**Exercise task**
From the entries below, gather every line containing the string "this".

— Start —

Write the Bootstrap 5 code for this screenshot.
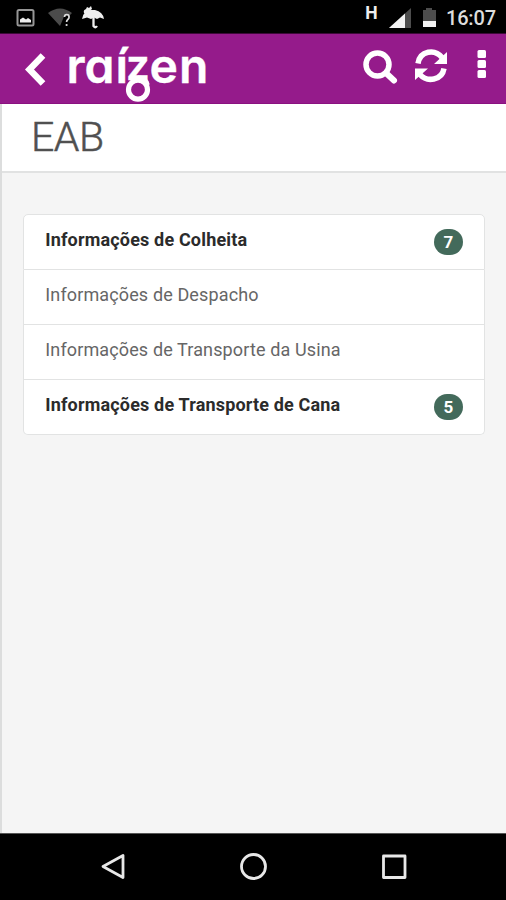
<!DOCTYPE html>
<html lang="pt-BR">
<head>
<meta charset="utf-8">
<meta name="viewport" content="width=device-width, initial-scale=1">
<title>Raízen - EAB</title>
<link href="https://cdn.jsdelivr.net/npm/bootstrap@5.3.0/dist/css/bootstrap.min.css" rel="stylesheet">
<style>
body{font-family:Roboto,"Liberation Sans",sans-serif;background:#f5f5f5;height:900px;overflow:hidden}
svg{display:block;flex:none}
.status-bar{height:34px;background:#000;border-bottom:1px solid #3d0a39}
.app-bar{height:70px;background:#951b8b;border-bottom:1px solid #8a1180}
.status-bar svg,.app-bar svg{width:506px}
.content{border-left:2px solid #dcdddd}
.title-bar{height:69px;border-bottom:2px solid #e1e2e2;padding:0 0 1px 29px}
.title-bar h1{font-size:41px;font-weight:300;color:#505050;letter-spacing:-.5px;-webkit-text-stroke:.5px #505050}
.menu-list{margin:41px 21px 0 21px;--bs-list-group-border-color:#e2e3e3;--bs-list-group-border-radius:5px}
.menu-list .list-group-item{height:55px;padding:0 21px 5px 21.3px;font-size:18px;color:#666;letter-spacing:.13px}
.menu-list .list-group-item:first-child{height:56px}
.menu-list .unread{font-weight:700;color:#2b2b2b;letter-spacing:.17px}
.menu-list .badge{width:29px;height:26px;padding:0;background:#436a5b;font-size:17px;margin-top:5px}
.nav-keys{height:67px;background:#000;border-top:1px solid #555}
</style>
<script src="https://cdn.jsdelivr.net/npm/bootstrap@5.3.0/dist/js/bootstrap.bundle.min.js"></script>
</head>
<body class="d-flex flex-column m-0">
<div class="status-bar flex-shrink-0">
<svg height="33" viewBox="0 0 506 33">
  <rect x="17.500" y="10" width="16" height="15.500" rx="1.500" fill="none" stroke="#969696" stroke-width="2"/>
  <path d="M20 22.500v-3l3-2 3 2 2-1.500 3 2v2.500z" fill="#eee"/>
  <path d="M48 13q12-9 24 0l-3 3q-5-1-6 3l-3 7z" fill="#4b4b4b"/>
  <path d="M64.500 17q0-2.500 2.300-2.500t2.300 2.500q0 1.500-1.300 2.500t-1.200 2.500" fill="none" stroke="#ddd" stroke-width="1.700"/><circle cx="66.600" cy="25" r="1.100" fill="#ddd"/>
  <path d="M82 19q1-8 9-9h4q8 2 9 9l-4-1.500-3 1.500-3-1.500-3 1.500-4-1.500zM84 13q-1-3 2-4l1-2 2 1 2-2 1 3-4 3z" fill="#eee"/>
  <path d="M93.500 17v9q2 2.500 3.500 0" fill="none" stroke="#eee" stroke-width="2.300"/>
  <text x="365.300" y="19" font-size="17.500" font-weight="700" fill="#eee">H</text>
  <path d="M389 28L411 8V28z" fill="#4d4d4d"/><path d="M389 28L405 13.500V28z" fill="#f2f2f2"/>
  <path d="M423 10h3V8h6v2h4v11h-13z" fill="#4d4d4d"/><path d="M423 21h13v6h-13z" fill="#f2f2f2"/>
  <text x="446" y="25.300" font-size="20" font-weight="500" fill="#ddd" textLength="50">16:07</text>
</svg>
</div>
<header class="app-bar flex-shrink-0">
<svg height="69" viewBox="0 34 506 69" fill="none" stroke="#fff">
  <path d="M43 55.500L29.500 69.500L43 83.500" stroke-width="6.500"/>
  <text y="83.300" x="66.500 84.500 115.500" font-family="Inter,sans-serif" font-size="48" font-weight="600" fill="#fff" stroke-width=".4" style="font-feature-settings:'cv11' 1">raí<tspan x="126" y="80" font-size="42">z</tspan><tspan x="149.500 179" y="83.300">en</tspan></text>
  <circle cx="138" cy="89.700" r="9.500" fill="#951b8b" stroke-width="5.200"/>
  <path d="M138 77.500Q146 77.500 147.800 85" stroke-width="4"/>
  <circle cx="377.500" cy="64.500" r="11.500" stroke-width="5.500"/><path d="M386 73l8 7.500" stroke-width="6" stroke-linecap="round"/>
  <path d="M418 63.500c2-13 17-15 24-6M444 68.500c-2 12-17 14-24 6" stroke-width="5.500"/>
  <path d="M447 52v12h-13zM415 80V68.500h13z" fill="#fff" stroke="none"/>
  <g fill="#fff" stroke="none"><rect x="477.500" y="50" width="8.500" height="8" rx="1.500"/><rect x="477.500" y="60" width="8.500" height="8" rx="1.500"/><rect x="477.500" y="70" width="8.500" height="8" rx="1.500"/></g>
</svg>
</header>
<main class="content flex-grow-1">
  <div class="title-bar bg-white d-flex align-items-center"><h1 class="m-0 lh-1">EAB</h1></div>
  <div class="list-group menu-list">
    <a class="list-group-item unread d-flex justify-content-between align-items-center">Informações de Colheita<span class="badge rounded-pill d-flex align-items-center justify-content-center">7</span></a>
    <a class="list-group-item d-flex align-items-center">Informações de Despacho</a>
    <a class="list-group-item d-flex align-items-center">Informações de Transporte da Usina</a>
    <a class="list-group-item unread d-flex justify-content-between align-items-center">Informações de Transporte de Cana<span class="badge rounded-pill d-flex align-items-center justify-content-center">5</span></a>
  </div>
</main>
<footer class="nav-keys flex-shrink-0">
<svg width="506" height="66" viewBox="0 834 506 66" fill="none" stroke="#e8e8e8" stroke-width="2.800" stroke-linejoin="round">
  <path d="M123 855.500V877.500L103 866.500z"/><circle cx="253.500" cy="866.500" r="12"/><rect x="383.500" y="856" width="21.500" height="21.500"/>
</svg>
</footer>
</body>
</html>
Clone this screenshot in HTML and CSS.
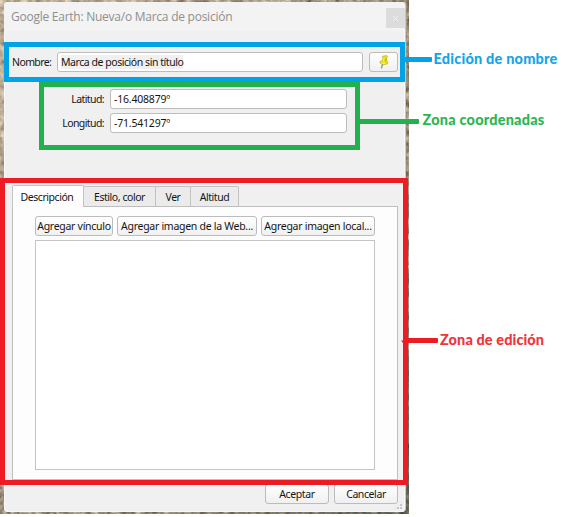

— End —

**Task result**
Write the Bootstrap 5 code for this screenshot.
Clone this screenshot in HTML and CSS.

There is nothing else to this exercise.